During the Missouri game there was a brief scuffle when South Carolina’s Alexis Jennings and Missouri’s Kayla Michaels battled for a loose ball and both hit the floor hard, still locked up. Players on both sides ran to the scrum. Officials took about 15 minutes to decide on penalties: Two Missouri reserves were ejected for leaving the bench, while starters on each side — Missouri’s Sophie Cunningham and South Carolina’s Doniyah Cliney — were assessed unsportsmanlike fouls.

South Carolina’s crowd booed Cunningham each time she touched the ball.

In her postgame comments, Missouri coach Robin Pingeton complimented South Carolina’s crowd and the big-game atmosphere.

South Carolina athletic director Ray Tanner said he investigated what occurred when Missouri left the court and found no evidence to back up Sterk’s charges.

“I was very confused,” Tanner said. “I felt very strongly what we stand for in women’s basketball, our fan base, our head coach and the way we handle our business.”

Tanner has talked with Sterk and SEC officials over the past two days, and he believes a retraction from Sterk is required and hopes a resolution is forthcoming.

Sterk declined comment Wednesday through a Missouri athletic department spokesperson.

None of that, Staley said, matters much at the moment — not with UConn looming.

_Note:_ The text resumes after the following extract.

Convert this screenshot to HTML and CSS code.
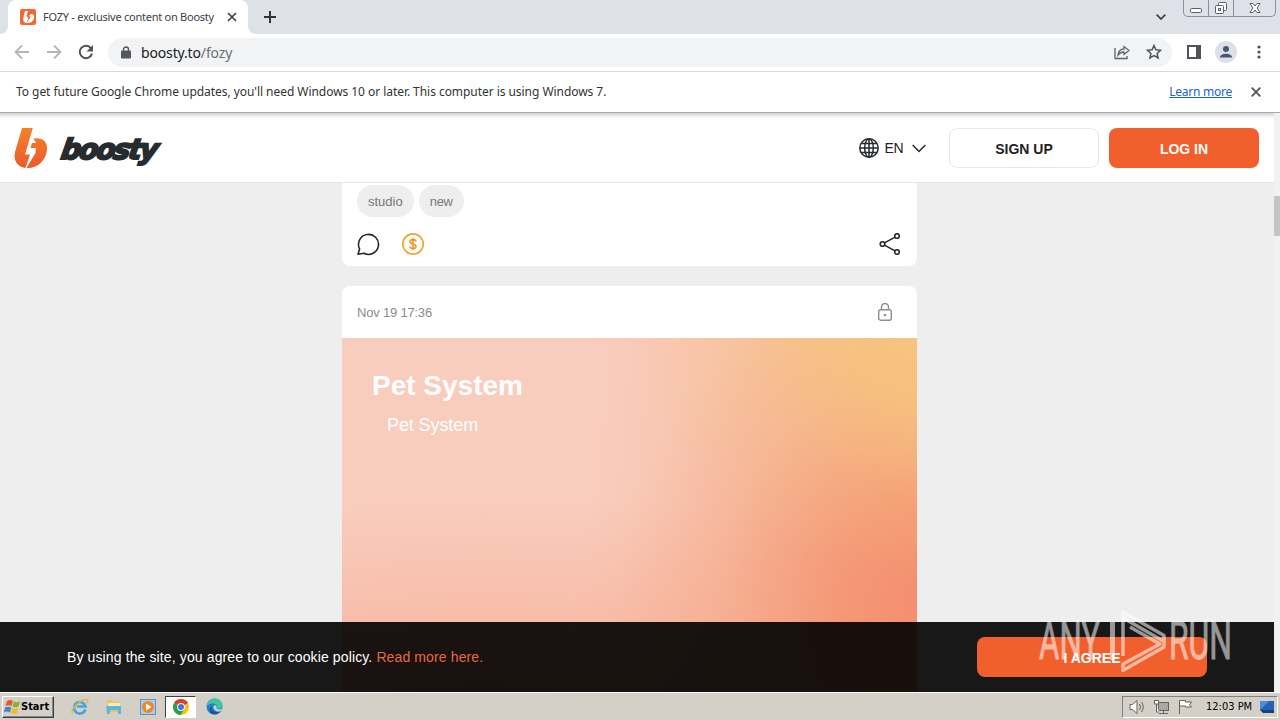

The teams have met the past three years and each time the Huskies have won by double-digit margins. Staley acknowledged UConn has been a measuring stick for her program to see how far it needed to go to reach championship level. That has not changed even with South Carolina winning its first NCAA title — defeating Mississippi State in the finals after the Bulldogs stunned the four-time defending champ UConn in the semis — last April.

“I think when you’re 0-fer against a team you want to win,” Staley said. “We’re going to try and get one on UConn, which is a real difficult feat.”

The Huskies have already defeated power programs like Notre Dame, Maryland, Stanford and Oklahoma by nine points or more this season.

“It’s different now that both teams have national championships,” said South Carolina forward A’ja Wilson. “But at the same time, it’s the game of basketball. We’re playing the same basketball that we’ve been playing for four years against them.”

Huskies coach Geno Auriemma said his team has not yet gone through the gauntlet that South Carolina can present at home.

“It was boisterous. The fans are passionate and the environment was unbelievable,” he said. “We’ll see whether this team is equipped to handle that.”